━━━━━ RECORDED INFORMATION

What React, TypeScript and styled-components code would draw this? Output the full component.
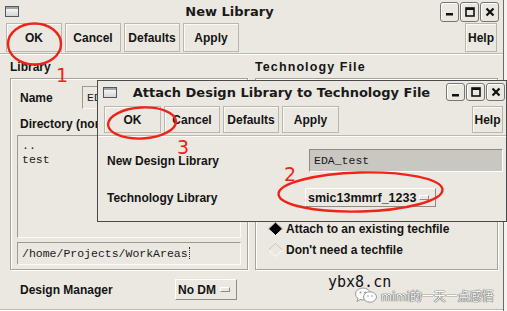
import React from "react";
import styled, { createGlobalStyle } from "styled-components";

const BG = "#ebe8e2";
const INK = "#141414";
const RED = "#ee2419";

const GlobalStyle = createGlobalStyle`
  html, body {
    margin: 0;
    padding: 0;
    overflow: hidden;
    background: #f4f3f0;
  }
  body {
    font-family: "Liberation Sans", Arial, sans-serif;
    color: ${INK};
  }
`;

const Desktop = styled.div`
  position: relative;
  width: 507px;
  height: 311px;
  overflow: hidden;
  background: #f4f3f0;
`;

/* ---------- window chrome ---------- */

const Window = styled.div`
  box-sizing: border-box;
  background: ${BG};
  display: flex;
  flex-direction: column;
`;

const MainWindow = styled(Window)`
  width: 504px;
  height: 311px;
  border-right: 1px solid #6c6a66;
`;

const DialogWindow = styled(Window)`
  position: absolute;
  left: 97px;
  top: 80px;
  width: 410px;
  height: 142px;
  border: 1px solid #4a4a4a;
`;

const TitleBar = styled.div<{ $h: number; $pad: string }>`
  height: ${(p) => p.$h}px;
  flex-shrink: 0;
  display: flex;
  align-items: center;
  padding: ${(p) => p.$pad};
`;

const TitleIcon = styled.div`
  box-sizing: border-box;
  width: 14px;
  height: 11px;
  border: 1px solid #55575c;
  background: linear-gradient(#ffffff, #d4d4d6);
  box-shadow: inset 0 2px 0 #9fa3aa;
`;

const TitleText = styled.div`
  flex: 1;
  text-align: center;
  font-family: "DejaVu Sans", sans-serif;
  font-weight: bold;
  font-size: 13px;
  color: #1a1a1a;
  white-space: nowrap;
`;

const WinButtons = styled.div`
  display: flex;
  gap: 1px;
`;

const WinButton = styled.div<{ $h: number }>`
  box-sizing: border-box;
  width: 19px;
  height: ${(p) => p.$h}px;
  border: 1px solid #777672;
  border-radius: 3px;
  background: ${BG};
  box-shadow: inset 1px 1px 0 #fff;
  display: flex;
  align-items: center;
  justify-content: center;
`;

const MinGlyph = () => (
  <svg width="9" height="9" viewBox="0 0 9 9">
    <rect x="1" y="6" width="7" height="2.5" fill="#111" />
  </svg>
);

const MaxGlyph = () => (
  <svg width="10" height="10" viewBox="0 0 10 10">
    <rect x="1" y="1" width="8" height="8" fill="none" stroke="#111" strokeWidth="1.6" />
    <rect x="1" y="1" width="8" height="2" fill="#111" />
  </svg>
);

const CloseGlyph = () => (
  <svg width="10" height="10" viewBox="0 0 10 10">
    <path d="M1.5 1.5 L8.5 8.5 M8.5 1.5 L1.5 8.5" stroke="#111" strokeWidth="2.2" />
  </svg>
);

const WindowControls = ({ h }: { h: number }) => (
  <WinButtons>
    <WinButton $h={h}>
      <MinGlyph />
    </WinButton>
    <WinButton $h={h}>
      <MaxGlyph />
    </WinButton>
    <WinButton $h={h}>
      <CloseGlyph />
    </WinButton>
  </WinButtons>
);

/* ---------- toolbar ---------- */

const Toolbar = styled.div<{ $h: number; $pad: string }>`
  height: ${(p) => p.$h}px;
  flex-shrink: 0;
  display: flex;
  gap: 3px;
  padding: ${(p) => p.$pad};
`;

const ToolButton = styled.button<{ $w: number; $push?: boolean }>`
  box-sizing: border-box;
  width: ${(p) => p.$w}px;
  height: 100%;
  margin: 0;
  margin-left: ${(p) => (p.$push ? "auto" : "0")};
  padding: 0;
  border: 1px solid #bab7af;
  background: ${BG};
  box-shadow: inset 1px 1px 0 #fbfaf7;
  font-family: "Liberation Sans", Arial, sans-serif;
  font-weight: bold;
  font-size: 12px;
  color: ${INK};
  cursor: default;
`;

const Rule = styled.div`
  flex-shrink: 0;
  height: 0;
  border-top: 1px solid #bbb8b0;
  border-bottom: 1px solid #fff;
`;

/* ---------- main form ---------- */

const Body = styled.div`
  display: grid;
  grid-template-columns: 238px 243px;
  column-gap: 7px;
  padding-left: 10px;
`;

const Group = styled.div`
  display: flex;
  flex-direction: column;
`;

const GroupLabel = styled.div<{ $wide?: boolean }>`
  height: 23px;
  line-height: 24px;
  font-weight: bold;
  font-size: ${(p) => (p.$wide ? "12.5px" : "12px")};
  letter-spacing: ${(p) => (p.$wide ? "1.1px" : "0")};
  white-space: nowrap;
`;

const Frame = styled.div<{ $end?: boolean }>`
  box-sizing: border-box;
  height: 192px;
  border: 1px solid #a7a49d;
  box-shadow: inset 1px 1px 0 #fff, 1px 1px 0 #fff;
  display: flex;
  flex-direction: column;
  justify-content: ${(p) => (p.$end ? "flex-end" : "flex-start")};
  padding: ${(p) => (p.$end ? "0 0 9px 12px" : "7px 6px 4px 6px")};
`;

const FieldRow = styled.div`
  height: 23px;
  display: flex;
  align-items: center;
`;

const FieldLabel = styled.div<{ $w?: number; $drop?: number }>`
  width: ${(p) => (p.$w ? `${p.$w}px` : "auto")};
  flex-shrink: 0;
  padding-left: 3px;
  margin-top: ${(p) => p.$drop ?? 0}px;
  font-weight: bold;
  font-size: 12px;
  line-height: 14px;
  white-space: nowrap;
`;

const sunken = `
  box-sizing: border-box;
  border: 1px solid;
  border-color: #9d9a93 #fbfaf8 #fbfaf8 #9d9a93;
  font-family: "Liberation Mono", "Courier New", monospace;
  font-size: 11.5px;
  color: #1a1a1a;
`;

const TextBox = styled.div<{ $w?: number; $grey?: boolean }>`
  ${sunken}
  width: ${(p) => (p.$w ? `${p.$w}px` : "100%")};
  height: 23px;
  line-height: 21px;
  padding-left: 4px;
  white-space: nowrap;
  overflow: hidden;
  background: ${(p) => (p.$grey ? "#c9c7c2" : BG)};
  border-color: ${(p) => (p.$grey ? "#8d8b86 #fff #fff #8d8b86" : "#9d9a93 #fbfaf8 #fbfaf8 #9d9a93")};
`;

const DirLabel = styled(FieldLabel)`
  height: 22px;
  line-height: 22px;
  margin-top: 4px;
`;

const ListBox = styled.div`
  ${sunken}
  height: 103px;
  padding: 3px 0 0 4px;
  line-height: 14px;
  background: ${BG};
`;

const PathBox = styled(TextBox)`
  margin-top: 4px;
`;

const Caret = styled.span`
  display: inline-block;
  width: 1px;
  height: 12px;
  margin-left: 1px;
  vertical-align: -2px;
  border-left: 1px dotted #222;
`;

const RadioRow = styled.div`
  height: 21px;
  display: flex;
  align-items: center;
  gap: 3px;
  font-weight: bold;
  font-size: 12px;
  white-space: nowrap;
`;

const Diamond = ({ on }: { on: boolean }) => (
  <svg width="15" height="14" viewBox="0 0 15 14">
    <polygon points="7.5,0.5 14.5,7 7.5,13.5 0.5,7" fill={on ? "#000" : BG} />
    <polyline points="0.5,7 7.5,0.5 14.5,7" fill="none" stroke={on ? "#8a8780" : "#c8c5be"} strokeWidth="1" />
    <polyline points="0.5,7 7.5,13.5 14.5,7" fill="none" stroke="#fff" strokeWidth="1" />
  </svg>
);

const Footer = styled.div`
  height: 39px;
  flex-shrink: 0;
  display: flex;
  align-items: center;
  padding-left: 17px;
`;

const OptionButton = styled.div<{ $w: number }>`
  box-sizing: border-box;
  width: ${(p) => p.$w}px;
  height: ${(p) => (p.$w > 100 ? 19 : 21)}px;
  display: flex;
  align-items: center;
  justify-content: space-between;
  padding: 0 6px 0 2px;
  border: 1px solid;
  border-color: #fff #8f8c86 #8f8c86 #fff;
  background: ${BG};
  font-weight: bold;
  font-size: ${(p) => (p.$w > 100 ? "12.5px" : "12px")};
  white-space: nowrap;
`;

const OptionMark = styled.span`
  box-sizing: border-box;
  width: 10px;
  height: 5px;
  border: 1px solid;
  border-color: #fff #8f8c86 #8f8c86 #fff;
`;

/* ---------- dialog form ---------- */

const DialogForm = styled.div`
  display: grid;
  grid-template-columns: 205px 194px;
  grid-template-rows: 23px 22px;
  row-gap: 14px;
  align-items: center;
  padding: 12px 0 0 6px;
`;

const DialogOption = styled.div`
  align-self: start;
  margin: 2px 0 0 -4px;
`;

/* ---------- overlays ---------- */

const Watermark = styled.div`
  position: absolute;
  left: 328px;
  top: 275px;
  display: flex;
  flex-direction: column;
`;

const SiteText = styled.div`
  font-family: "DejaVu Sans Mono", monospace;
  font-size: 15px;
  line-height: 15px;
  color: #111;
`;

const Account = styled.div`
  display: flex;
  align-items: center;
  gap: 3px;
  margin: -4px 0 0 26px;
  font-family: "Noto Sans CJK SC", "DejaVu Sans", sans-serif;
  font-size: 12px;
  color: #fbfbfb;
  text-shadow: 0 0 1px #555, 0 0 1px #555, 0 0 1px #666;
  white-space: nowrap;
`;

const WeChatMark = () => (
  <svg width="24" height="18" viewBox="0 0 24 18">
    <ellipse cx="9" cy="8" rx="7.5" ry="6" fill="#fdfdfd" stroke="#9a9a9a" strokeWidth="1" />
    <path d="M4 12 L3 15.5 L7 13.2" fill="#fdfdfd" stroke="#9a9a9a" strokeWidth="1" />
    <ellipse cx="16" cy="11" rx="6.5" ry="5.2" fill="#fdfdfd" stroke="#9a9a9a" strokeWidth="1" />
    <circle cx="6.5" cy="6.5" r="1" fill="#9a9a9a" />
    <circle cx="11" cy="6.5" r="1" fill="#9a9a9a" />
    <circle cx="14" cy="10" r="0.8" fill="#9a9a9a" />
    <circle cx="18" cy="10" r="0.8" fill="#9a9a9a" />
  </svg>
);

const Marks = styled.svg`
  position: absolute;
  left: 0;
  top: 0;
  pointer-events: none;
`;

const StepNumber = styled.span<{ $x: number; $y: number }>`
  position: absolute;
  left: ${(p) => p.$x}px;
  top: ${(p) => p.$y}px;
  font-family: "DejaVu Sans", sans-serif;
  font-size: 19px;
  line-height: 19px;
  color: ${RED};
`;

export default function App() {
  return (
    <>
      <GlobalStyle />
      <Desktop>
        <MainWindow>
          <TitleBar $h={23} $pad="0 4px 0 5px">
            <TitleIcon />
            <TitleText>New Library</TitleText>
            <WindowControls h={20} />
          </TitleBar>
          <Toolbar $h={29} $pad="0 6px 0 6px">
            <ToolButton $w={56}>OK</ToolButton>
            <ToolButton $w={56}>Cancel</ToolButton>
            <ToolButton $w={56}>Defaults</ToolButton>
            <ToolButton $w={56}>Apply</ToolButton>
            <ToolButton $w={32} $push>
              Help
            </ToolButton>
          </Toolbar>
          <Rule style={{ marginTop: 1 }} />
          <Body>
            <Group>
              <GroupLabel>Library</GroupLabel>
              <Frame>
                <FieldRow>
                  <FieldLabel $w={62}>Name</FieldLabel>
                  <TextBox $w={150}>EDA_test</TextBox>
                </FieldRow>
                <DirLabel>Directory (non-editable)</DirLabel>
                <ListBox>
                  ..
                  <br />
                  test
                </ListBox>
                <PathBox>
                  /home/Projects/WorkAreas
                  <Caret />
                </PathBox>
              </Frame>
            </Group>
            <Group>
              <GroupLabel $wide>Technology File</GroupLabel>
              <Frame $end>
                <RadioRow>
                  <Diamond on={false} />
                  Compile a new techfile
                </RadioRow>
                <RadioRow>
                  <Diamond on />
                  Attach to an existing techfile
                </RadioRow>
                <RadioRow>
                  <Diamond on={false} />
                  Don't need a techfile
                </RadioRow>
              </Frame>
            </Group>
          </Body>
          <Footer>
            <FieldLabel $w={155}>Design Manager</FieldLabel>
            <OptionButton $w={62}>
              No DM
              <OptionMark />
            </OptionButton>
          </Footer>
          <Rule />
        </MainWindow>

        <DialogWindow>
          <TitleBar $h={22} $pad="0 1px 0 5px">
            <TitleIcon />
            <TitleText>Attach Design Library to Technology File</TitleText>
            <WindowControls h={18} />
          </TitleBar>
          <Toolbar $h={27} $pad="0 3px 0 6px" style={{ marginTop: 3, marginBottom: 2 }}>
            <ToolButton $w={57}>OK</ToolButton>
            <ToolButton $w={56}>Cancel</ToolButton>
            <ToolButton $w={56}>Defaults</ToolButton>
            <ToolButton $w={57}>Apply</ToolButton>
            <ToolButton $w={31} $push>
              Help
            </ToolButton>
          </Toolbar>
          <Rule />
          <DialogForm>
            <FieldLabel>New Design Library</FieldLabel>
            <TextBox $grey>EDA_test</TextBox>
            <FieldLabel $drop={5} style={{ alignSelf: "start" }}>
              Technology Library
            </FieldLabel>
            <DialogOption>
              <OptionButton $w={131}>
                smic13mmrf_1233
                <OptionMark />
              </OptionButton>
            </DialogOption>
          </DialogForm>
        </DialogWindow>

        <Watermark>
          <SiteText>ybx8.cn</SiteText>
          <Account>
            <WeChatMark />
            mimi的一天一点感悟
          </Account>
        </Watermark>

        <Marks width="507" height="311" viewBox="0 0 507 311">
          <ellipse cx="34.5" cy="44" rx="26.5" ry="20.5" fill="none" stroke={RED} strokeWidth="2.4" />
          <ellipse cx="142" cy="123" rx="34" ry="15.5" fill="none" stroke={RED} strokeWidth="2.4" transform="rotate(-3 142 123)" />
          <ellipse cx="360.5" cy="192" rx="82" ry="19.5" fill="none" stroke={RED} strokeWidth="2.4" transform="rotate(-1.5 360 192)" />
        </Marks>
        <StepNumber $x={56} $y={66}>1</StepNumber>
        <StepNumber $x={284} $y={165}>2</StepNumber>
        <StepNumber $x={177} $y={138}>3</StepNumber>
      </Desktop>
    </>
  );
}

━━━━━━━━━━

▸ PROBLEM TO WORK ON
From the top of the listing above, repeat each line exactly until you reach the line containing "chrome ---------- */", and repeat that one too. Leave the pictures out.

▸ RESULT OF THE EXERCISE
What React, TypeScript and styled-components code would draw this? Output the full component.
import React from "react";
import styled, { createGlobalStyle } from "styled-components";

const BG = "#ebe8e2";
const INK = "#141414";
const RED = "#ee2419";

const GlobalStyle = createGlobalStyle`
  html, body {
    margin: 0;
    padding: 0;
    overflow: hidden;
    background: #f4f3f0;
  }
  body {
    font-family: "Liberation Sans", Arial, sans-serif;
    color: ${INK};
  }
`;

const Desktop = styled.div`
  position: relative;
  width: 507px;
  height: 311px;
  overflow: hidden;
  background: #f4f3f0;
`;

/* ---------- window chrome ---------- */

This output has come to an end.